__GIVEN DATA__
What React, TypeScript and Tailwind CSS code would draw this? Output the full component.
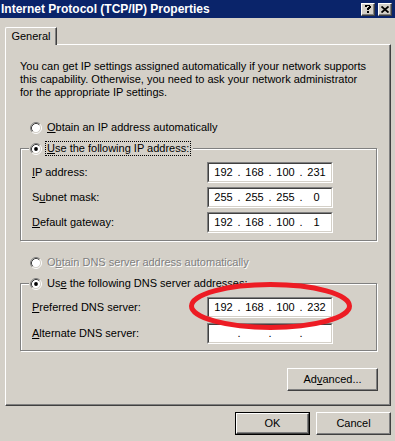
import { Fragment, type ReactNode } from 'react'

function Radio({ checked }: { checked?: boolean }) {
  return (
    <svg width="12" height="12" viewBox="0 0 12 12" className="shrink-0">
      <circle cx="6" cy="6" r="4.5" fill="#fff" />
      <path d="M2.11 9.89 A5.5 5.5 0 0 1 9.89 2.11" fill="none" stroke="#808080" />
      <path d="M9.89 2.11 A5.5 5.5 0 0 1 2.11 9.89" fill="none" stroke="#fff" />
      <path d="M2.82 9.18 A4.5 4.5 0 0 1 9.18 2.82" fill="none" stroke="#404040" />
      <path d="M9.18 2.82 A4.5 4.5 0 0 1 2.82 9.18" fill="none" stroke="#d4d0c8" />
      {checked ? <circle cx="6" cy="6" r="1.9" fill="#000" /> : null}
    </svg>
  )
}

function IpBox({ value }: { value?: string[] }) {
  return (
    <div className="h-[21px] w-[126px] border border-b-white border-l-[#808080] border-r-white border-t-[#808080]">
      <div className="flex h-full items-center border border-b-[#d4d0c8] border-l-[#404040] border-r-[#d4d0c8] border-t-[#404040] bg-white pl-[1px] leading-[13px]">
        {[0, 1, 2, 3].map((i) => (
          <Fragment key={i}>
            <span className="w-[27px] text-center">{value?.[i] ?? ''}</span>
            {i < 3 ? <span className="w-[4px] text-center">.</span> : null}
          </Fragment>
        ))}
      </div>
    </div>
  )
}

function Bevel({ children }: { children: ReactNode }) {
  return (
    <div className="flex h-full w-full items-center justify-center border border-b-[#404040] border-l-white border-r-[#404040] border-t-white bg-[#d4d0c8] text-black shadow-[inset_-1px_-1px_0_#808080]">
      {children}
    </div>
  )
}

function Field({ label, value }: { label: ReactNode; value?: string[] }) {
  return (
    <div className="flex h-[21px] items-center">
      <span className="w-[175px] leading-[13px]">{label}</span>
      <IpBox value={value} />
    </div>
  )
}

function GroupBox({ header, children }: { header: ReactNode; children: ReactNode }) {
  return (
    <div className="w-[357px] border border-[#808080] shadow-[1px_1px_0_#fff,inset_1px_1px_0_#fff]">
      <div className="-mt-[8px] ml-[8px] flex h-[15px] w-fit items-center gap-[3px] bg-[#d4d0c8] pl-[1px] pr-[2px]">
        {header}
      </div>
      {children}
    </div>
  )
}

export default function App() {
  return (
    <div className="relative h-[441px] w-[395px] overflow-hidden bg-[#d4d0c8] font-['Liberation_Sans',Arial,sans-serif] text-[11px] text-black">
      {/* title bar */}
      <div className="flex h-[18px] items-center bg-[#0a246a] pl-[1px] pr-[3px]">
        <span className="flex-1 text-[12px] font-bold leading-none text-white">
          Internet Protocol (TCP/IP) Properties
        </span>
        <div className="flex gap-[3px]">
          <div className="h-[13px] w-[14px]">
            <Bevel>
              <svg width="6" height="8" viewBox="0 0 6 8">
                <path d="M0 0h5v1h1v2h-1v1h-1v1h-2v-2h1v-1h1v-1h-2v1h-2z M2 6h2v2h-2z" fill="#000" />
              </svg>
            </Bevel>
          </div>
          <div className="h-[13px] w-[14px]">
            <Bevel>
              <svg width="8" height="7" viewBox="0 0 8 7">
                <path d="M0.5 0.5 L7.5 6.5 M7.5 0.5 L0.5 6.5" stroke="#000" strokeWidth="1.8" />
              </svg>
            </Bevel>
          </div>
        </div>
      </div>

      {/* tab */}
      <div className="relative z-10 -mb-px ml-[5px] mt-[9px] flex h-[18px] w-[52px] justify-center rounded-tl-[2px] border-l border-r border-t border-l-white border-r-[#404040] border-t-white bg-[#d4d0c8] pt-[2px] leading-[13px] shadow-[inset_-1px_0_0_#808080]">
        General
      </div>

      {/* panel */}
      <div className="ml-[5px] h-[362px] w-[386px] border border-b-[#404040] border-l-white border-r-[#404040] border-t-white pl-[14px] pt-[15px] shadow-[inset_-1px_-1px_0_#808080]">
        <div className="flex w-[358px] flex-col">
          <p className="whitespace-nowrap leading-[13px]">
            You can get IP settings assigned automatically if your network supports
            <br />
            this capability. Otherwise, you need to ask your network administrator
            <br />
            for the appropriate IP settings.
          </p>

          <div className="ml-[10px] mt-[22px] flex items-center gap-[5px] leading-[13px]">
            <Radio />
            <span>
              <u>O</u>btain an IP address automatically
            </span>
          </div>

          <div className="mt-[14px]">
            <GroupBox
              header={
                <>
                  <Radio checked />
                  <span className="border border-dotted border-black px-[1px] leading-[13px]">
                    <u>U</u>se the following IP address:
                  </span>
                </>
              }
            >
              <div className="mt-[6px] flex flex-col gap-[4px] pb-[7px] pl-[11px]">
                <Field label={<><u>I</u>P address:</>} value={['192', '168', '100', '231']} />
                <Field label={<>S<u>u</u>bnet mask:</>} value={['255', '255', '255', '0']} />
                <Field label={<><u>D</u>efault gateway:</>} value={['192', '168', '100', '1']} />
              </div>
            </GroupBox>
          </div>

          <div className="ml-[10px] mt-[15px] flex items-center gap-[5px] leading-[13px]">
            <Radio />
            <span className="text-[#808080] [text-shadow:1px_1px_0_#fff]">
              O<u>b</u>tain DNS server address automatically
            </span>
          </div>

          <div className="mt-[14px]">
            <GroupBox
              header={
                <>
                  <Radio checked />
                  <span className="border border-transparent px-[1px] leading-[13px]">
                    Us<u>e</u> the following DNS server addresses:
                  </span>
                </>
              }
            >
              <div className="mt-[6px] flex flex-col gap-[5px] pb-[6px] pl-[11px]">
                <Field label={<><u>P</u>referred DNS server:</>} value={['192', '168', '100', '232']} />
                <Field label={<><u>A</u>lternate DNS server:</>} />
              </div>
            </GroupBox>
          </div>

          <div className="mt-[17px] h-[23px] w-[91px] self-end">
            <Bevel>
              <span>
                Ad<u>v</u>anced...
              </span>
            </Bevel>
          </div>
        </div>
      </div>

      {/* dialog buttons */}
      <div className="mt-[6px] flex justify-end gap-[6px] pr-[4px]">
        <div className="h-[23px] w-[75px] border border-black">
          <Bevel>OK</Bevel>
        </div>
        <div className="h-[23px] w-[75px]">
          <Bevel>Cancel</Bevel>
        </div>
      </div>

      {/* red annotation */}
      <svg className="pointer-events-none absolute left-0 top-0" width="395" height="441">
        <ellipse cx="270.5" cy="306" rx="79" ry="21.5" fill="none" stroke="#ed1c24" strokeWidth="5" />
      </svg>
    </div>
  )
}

__WORK TO BE COMPLETED__
Omit every picture, then repeat the remaining data exactly as it appears above.

__WRITTEN RESPONSE__
What React, TypeScript and Tailwind CSS code would draw this? Output the full component.
import { Fragment, type ReactNode } from 'react'

function Radio({ checked }: { checked?: boolean }) {
  return (
    <svg width="12" height="12" viewBox="0 0 12 12" className="shrink-0">
      <circle cx="6" cy="6" r="4.5" fill="#fff" />
      <path d="M2.11 9.89 A5.5 5.5 0 0 1 9.89 2.11" fill="none" stroke="#808080" />
      <path d="M9.89 2.11 A5.5 5.5 0 0 1 2.11 9.89" fill="none" stroke="#fff" />
      <path d="M2.82 9.18 A4.5 4.5 0 0 1 9.18 2.82" fill="none" stroke="#404040" />
      <path d="M9.18 2.82 A4.5 4.5 0 0 1 2.82 9.18" fill="none" stroke="#d4d0c8" />
      {checked ? <circle cx="6" cy="6" r="1.9" fill="#000" /> : null}
    </svg>
  )
}

function IpBox({ value }: { value?: string[] }) {
  return (
    <div className="h-[21px] w-[126px] border border-b-white border-l-[#808080] border-r-white border-t-[#808080]">
      <div className="flex h-full items-center border border-b-[#d4d0c8] border-l-[#404040] border-r-[#d4d0c8] border-t-[#404040] bg-white pl-[1px] leading-[13px]">
        {[0, 1, 2, 3].map((i) => (
          <Fragment key={i}>
            <span className="w-[27px] text-center">{value?.[i] ?? ''}</span>
            {i < 3 ? <span className="w-[4px] text-center">.</span> : null}
          </Fragment>
        ))}
      </div>
    </div>
  )
}

function Bevel({ children }: { children: ReactNode }) {
  return (
    <div className="flex h-full w-full items-center justify-center border border-b-[#404040] border-l-white border-r-[#404040] border-t-white bg-[#d4d0c8] text-black shadow-[inset_-1px_-1px_0_#808080]">
      {children}
    </div>
  )
}

function Field({ label, value }: { label: ReactNode; value?: string[] }) {
  return (
    <div className="flex h-[21px] items-center">
      <span className="w-[175px] leading-[13px]">{label}</span>
      <IpBox value={value} />
    </div>
  )
}

function GroupBox({ header, children }: { header: ReactNode; children: ReactNode }) {
  return (
    <div className="w-[357px] border border-[#808080] shadow-[1px_1px_0_#fff,inset_1px_1px_0_#fff]">
      <div className="-mt-[8px] ml-[8px] flex h-[15px] w-fit items-center gap-[3px] bg-[#d4d0c8] pl-[1px] pr-[2px]">
        {header}
      </div>
      {children}
    </div>
  )
}

export default function App() {
  return (
    <div className="relative h-[441px] w-[395px] overflow-hidden bg-[#d4d0c8] font-['Liberation_Sans',Arial,sans-serif] text-[11px] text-black">
      {/* title bar */}
      <div className="flex h-[18px] items-center bg-[#0a246a] pl-[1px] pr-[3px]">
        <span className="flex-1 text-[12px] font-bold leading-none text-white">
          Internet Protocol (TCP/IP) Properties
        </span>
        <div className="flex gap-[3px]">
          <div className="h-[13px] w-[14px]">
            <Bevel>
              <svg width="6" height="8" viewBox="0 0 6 8">
                <path d="M0 0h5v1h1v2h-1v1h-1v1h-2v-2h1v-1h1v-1h-2v1h-2z M2 6h2v2h-2z" fill="#000" />
              </svg>
            </Bevel>
          </div>
          <div className="h-[13px] w-[14px]">
            <Bevel>
              <svg width="8" height="7" viewBox="0 0 8 7">
                <path d="M0.5 0.5 L7.5 6.5 M7.5 0.5 L0.5 6.5" stroke="#000" strokeWidth="1.8" />
              </svg>
            </Bevel>
          </div>
        </div>
      </div>

      {/* tab */}
      <div className="relative z-10 -mb-px ml-[5px] mt-[9px] flex h-[18px] w-[52px] justify-center rounded-tl-[2px] border-l border-r border-t border-l-white border-r-[#404040] border-t-white bg-[#d4d0c8] pt-[2px] leading-[13px] shadow-[inset_-1px_0_0_#808080]">
        General
      </div>

      {/* panel */}
      <div className="ml-[5px] h-[362px] w-[386px] border border-b-[#404040] border-l-white border-r-[#404040] border-t-white pl-[14px] pt-[15px] shadow-[inset_-1px_-1px_0_#808080]">
        <div className="flex w-[358px] flex-col">
          <p className="whitespace-nowrap leading-[13px]">
            You can get IP settings assigned automatically if your network supports
            <br />
            this capability. Otherwise, you need to ask your network administrator
            <br />
            for the appropriate IP settings.
          </p>

          <div className="ml-[10px] mt-[22px] flex items-center gap-[5px] leading-[13px]">
            <Radio />
            <span>
              <u>O</u>btain an IP address automatically
            </span>
          </div>

          <div className="mt-[14px]">
            <GroupBox
              header={
                <>
                  <Radio checked />
                  <span className="border border-dotted border-black px-[1px] leading-[13px]">
                    <u>U</u>se the following IP address:
                  </span>
                </>
              }
            >
              <div className="mt-[6px] flex flex-col gap-[4px] pb-[7px] pl-[11px]">
                <Field label={<><u>I</u>P address:</>} value={['192', '168', '100', '231']} />
                <Field label={<>S<u>u</u>bnet mask:</>} value={['255', '255', '255', '0']} />
                <Field label={<><u>D</u>efault gateway:</>} value={['192', '168', '100', '1']} />
              </div>
            </GroupBox>
          </div>

          <div className="ml-[10px] mt-[15px] flex items-center gap-[5px] leading-[13px]">
            <Radio />
            <span className="text-[#808080] [text-shadow:1px_1px_0_#fff]">
              O<u>b</u>tain DNS server address automatically
            </span>
          </div>

          <div className="mt-[14px]">
            <GroupBox
              header={
                <>
                  <Radio checked />
                  <span className="border border-transparent px-[1px] leading-[13px]">
                    Us<u>e</u> the following DNS server addresses:
                  </span>
                </>
              }
            >
              <div className="mt-[6px] flex flex-col gap-[5px] pb-[6px] pl-[11px]">
                <Field label={<><u>P</u>referred DNS server:</>} value={['192', '168', '100', '232']} />
                <Field label={<><u>A</u>lternate DNS server:</>} />
              </div>
            </GroupBox>
          </div>

          <div className="mt-[17px] h-[23px] w-[91px] self-end">
            <Bevel>
              <span>
                Ad<u>v</u>anced...
              </span>
            </Bevel>
          </div>
        </div>
      </div>

      {/* dialog buttons */}
      <div className="mt-[6px] flex justify-end gap-[6px] pr-[4px]">
        <div className="h-[23px] w-[75px] border border-black">
          <Bevel>OK</Bevel>
        </div>
        <div className="h-[23px] w-[75px]">
          <Bevel>Cancel</Bevel>
        </div>
      </div>

      {/* red annotation */}
      <svg className="pointer-events-none absolute left-0 top-0" width="395" height="441">
        <ellipse cx="270.5" cy="306" rx="79" ry="21.5" fill="none" stroke="#ed1c24" strokeWidth="5" />
      </svg>
    </div>
  )
}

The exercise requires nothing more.